### Source material

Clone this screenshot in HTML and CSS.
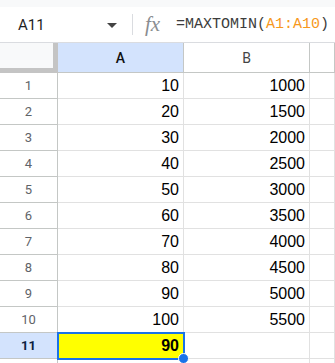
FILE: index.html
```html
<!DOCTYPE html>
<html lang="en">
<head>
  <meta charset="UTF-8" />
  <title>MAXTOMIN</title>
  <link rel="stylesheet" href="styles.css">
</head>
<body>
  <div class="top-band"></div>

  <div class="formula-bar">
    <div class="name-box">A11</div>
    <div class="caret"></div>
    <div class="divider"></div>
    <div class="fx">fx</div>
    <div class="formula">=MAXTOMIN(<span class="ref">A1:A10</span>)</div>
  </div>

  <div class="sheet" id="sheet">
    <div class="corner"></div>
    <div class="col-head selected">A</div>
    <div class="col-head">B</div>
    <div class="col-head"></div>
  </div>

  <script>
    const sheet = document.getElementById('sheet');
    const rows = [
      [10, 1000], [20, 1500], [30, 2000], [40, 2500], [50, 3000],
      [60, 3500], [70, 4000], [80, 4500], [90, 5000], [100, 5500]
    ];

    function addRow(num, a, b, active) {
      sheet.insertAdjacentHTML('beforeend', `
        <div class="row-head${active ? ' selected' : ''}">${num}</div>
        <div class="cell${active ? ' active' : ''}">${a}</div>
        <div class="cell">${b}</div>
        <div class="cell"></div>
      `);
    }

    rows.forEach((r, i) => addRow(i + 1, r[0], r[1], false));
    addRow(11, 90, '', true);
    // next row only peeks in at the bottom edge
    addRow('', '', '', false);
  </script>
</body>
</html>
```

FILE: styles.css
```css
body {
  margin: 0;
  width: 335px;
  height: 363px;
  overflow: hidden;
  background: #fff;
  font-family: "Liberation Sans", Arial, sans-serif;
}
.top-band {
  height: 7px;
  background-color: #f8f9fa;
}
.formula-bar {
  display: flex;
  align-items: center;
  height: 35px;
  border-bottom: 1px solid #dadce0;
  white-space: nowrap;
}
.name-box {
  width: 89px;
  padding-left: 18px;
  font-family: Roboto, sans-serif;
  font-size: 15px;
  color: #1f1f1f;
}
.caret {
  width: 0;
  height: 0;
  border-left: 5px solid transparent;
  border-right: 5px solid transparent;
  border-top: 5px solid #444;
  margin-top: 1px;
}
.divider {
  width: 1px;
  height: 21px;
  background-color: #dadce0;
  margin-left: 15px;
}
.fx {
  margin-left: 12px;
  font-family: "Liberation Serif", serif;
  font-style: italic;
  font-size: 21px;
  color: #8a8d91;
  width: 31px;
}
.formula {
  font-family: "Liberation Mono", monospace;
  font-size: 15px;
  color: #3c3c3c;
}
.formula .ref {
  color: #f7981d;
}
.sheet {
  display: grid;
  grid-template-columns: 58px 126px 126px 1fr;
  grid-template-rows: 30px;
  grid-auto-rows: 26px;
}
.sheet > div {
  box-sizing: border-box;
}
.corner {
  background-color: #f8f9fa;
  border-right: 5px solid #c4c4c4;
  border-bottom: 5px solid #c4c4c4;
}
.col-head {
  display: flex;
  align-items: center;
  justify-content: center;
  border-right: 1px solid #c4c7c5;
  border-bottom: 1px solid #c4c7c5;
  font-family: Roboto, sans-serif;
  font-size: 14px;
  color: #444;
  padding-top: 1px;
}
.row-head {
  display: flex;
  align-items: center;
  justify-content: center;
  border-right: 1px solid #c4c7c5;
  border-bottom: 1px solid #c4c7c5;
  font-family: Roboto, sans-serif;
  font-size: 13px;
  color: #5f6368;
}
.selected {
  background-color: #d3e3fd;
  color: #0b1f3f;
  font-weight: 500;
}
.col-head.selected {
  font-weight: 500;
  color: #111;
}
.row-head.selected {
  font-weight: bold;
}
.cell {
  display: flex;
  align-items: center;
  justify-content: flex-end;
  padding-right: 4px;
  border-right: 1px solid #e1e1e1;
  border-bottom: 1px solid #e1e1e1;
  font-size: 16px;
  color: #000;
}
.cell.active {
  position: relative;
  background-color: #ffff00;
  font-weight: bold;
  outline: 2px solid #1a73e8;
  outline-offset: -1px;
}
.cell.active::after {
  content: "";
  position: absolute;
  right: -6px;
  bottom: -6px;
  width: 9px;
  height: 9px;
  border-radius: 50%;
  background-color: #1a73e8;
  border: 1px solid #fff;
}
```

### Your goal
Omit every picture, then repeat the remaining data exactly as it appears above.

### Answer to this exercise
Clone this screenshot in HTML and CSS.
FILE: index.html
```html
<!DOCTYPE html>
<html lang="en">
<head>
  <meta charset="UTF-8" />
  <title>MAXTOMIN</title>
  <link rel="stylesheet" href="styles.css">
</head>
<body>
  <div class="top-band"></div>

  <div class="formula-bar">
    <div class="name-box">A11</div>
    <div class="caret"></div>
    <div class="divider"></div>
    <div class="fx">fx</div>
    <div class="formula">=MAXTOMIN(<span class="ref">A1:A10</span>)</div>
  </div>

  <div class="sheet" id="sheet">
    <div class="corner"></div>
    <div class="col-head selected">A</div>
    <div class="col-head">B</div>
    <div class="col-head"></div>
  </div>

  <script>
    const sheet = document.getElementById('sheet');
    const rows = [
      [10, 1000], [20, 1500], [30, 2000], [40, 2500], [50, 3000],
      [60, 3500], [70, 4000], [80, 4500], [90, 5000], [100, 5500]
    ];

    function addRow(num, a, b, active) {
      sheet.insertAdjacentHTML('beforeend', `
        <div class="row-head${active ? ' selected' : ''}">${num}</div>
        <div class="cell${active ? ' active' : ''}">${a}</div>
        <div class="cell">${b}</div>
        <div class="cell"></div>
      `);
    }

    rows.forEach((r, i) => addRow(i + 1, r[0], r[1], false));
    addRow(11, 90, '', true);
    // next row only peeks in at the bottom edge
    addRow('', '', '', false);
  </script>
</body>
</html>
```

FILE: styles.css
```css
body {
  margin: 0;
  width: 335px;
  height: 363px;
  overflow: hidden;
  background: #fff;
  font-family: "Liberation Sans", Arial, sans-serif;
}
.top-band {
  height: 7px;
  background-color: #f8f9fa;
}
.formula-bar {
  display: flex;
  align-items: center;
  height: 35px;
  border-bottom: 1px solid #dadce0;
  white-space: nowrap;
}
.name-box {
  width: 89px;
  padding-left: 18px;
  font-family: Roboto, sans-serif;
  font-size: 15px;
  color: #1f1f1f;
}
.caret {
  width: 0;
  height: 0;
  border-left: 5px solid transparent;
  border-right: 5px solid transparent;
  border-top: 5px solid #444;
  margin-top: 1px;
}
.divider {
  width: 1px;
  height: 21px;
  background-color: #dadce0;
  margin-left: 15px;
}
.fx {
  margin-left: 12px;
  font-family: "Liberation Serif", serif;
  font-style: italic;
  font-size: 21px;
  color: #8a8d91;
  width: 31px;
}
.formula {
  font-family: "Liberation Mono", monospace;
  font-size: 15px;
  color: #3c3c3c;
}
.formula .ref {
  color: #f7981d;
}
.sheet {
  display: grid;
  grid-template-columns: 58px 126px 126px 1fr;
  grid-template-rows: 30px;
  grid-auto-rows: 26px;
}
.sheet > div {
  box-sizing: border-box;
}
.corner {
  background-color: #f8f9fa;
  border-right: 5px solid #c4c4c4;
  border-bottom: 5px solid #c4c4c4;
}
.col-head {
  display: flex;
  align-items: center;
  justify-content: center;
  border-right: 1px solid #c4c7c5;
  border-bottom: 1px solid #c4c7c5;
  font-family: Roboto, sans-serif;
  font-size: 14px;
  color: #444;
  padding-top: 1px;
}
.row-head {
  display: flex;
  align-items: center;
  justify-content: center;
  border-right: 1px solid #c4c7c5;
  border-bottom: 1px solid #c4c7c5;
  font-family: Roboto, sans-serif;
  font-size: 13px;
  color: #5f6368;
}
.selected {
  background-color: #d3e3fd;
  color: #0b1f3f;
  font-weight: 500;
}
.col-head.selected {
  font-weight: 500;
  color: #111;
}
.row-head.selected {
  font-weight: bold;
}
.cell {
  display: flex;
  align-items: center;
  justify-content: flex-end;
  padding-right: 4px;
  border-right: 1px solid #e1e1e1;
  border-bottom: 1px solid #e1e1e1;
  font-size: 16px;
  color: #000;
}
.cell.active {
  position: relative;
  background-color: #ffff00;
  font-weight: bold;
  outline: 2px solid #1a73e8;
  outline-offset: -1px;
}
.cell.active::after {
  content: "";
  position: absolute;
  right: -6px;
  bottom: -6px;
  width: 9px;
  height: 9px;
  border-radius: 50%;
  background-color: #1a73e8;
  border: 1px solid #fff;
}
```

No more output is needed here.